We open this show with poverty of sorts brought to us by Irving Aaronson and His Commanders and Tony Bennett. Ray Charles, Count Basie and Al Bowlly move us on to the subject of possession while meaning and mean-ness are on the agendas of Layton and Johnstone, Billie Holiday and Elmore James. June Allyson and Mickey Rooney want to be treated rough but Benny Goodman brings us something smooth. Jeanie Barton makes us feel young while Chet Baker feels something old. We end as we often do on an optimistic note with Anne Lenner asking What’s New.


Judy Garland opens this show with a letter to Clark Gable. Frank Sinatra sings of a new kind of love and Art Tatum, pianistically, asks someone to be kind. We have requests for pardons from Peg La Centra with Artie Shaw’s band, from Jacques Brel and from Anne Lenner. The Harlem Hamfats bring us something from the South and Sinatra again with Tommy Dorsey, something from the East. We go up high with Helen Forrest and Frankie Trumbauer, we get sunny with Glenn Miller and Judy Garland (again) and lazy and sleepy with Hoagy Carmichael and George Davis; only to be woken up by Cab Calloway.

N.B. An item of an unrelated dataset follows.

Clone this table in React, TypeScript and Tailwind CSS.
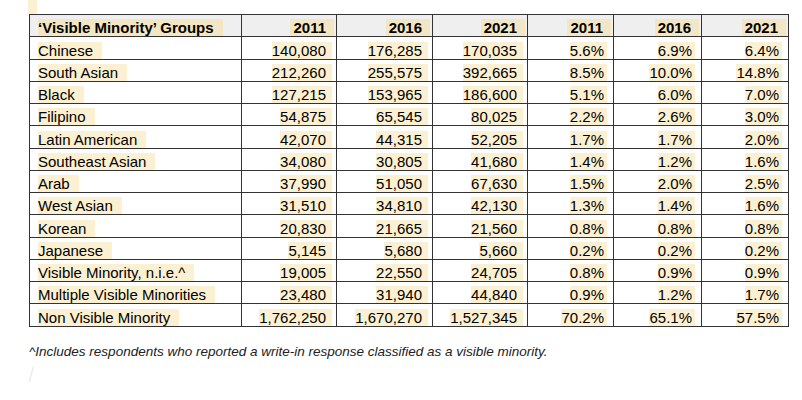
import React from "react";

type Row = { name: string; counts: string[]; shares: string[] };

const rows: Row[] = [
  { name: "Chinese", counts: ["140,080", "176,285", "170,035"], shares: ["5.6%", "6.9%", "6.4%"] },
  { name: "South Asian", counts: ["212,260", "255,575", "392,665"], shares: ["8.5%", "10.0%", "14.8%"] },
  { name: "Black", counts: ["127,215", "153,965", "186,600"], shares: ["5.1%", "6.0%", "7.0%"] },
  { name: "Filipino", counts: ["54,875", "65,545", "80,025"], shares: ["2.2%", "2.6%", "3.0%"] },
  { name: "Latin American", counts: ["42,070", "44,315", "52,205"], shares: ["1.7%", "1.7%", "2.0%"] },
  { name: "Southeast Asian", counts: ["34,080", "30,805", "41,680"], shares: ["1.4%", "1.2%", "1.6%"] },
  { name: "Arab", counts: ["37,990", "51,050", "67,630"], shares: ["1.5%", "2.0%", "2.5%"] },
  { name: "West Asian", counts: ["31,510", "34,810", "42,130"], shares: ["1.3%", "1.4%", "1.6%"] },
  { name: "Korean", counts: ["20,830", "21,665", "21,560"], shares: ["0.8%", "0.8%", "0.8%"] },
  { name: "Japanese", counts: ["5,145", "5,680", "5,660"], shares: ["0.2%", "0.2%", "0.2%"] },
  { name: "Visible Minority, n.i.e.^", counts: ["19,005", "22,550", "24,705"], shares: ["0.8%", "0.9%", "0.9%"] },
  { name: "Multiple Visible Minorities", counts: ["23,480", "31,940", "44,840"], shares: ["0.9%", "1.2%", "1.7%"] },
  { name: "Non Visible Minority", counts: ["1,762,250", "1,670,270", "1,527,345"], shares: ["70.2%", "65.1%", "57.5%"] },
];

const years = ["2011", "2016", "2021", "2011", "2016", "2021"];
const widths = ["w-[212px]", "w-[95px]", "w-[96px]", "w-[95px]", "w-[86px]", "w-[88px]", "w-[87px]"];

const cell = "border border-[#333] h-[22.25px] p-0 align-bottom leading-[17px]";

export default function App() {
  return (
    <div className="w-[802px] h-[400px] bg-white text-black font-['Liberation_Sans',Arial,sans-serif] text-[15px]">
      {/* highlighted empty line above the table */}
      <div className="ml-[28px] w-[9px] h-[14px] bg-[#fcf0d2]" />

      <table className="ml-[29px] table-fixed border-collapse">
        <colgroup>
          {widths.map((w, i) => (
            <col key={i} className={w} />
          ))}
        </colgroup>
        <thead>
          <tr className="bg-[#efefef]">
            <th className={`${cell} text-left font-bold pl-[8px]`}>
              <span className="bg-[#f2e6c4] pr-[9px]">‘Visible Minority’ Groups</span>
            </th>
            {years.map((y, i) => (
              <th key={i} className={`${cell} text-right font-bold pr-[2px]`}>
                <span className="bg-[#f2e6c4] pl-[3px] pr-[8px]">{y}</span>
              </th>
            ))}
          </tr>
        </thead>
        <tbody>
          {rows.map((r) => (
            <tr key={r.name}>
              <td className={`${cell} text-left pl-[8px]`}>
                <span className="bg-[#fcf0d2] pr-[9px]">{r.name}</span>
              </td>
              {r.counts.map((c, i) => (
                <td key={"c" + i} className={`${cell} text-right pr-[4px]`}>
                  <span className="bg-[#fcf0d2] pr-[6px]">{c}</span>
                </td>
              ))}
              {r.shares.map((s, i) => (
                <td key={"s" + i} className={`${cell} text-right pr-[6px]`}>
                  <span className="bg-[#fcf0d2] pr-[3px]">{s}</span>
                </td>
              ))}
            </tr>
          ))}
        </tbody>
      </table>

      <p className="ml-[29px] mt-[15px] text-[13.5px] italic text-[#222]">
        ^Includes respondents who reported a write-in response classified as a visible minority.
      </p>

      <svg className="ml-[27px] mt-[4px]" width="8" height="17" viewBox="0 0 8 17">
        <line x1="6.5" y1="0.5" x2="2" y2="16" stroke="#ececec" strokeWidth="1.5" />
      </svg>
    </div>
  );
}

This edition of Café Americain begins with  a bit of Boogie Woogie from The Count Basie band and then some from Ella Mae Morse with Freddie Slack’s outfit. We follow that up with a couple of tracks from The Paul Whiteman Orchestra before visiting Vermont in the moonlight with me and Chelsea Bridge with Keith Jarrett. We celebrate another bridge with Mel Torme before hearing a personalised chanson from Jean Sablon. We meet The Melody Man with The Jimmie Lunceford band and an Evil man brought to us by Hot Lips Page. Fats Waller tells us that A Good Man Is Hard to Find and finish with Shirley Horn getting lost


Rhythm is the key word in the first few selections in this show. The Jimmie Lunceford band tell us about someone who ain’t got it, Judy Garland is fascinated by it and Viola Jefferson definitely has it. Blossom Dearie has got a lot of things but Joey Nash tells us that everything’s been done before. Next, Al Bowlly and Julie London seem to be all on their own but Ray Charles and Betty Carter are together. We join Spike Jones and The Clovers for cocktails while Lambert, Hendricks and Ross just want wine. Irving Aaronson just wants a ukulele but all ends well as Mel Torme is certain that the best is yet to come.